L’implication croissante de grands gestionnaires d’actifs et de plateformes d’échange en tant qu’éditeurs de données marque la transition des réseaux d’oracles vers les marchés financiers réglementés. Ce mouvement accroît les exigences de fiabilité et de responsabilité, car une erreur aurait des conséquences sensibles pour les applications décentralisées et la conformité réglementaire.

Défis de scalabilité et de coûts

Malgré les avancées, les réseaux d’oracles se heurtent à des défis de scalabilité et de coûts. Mettre à jour des données à haute fréquence sur la blockchain impose des frais de gaz élevés et des risques de congestion. Certains prestataires atténuent ce problème en ne mettant à jour les flux qu’en cas de variation significative, tandis que d’autres explorent des solutions de layer 2 ou des agrégations off-chain pour limiter la charge sur le réseau principal.

La conception des incitations doit aussi veiller à la durabilité économique : les opérateurs et éditeurs exigent une rémunération juste, alors que les utilisateurs attendent des frais modérés. Trouver cet équilibre reste un enjeu central pour tous les acteurs du secteur.

Un paysage fragmenté mais convergent

Le paysage des réseaux d’oracles programmables est aujourd’hui marqué par la diversité des architectures, des gouvernances et des spécialisations. Pourtant, on constate une convergence autour de certains fondamentaux : la décentralisation est reconnue comme la clef de la sécurité, la programmabilité permet d’enrichir l’utilité, et l’interopérabilité inter-chaînes s’impose dans l’univers multi-chaînes.

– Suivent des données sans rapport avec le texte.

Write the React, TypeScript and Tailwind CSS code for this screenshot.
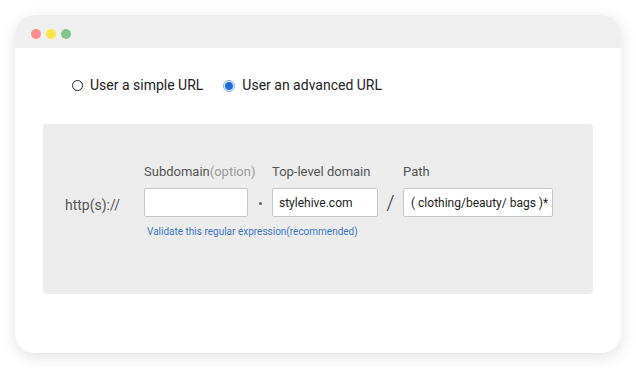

La coexistence de modèles variés prouve que les réseaux d’oracles ne sont pas une solution universelle, mais des infrastructures en constante évolution, qui s’adaptent à des besoins émergents. Ensemble, ils assurent le lien essentiel permettant aux blockchains d’intégrer des données réelles, d’autres registres et des systèmes externes complexes tout en garantissant la sécurité et la transparence, piliers de la technologie décentralisée.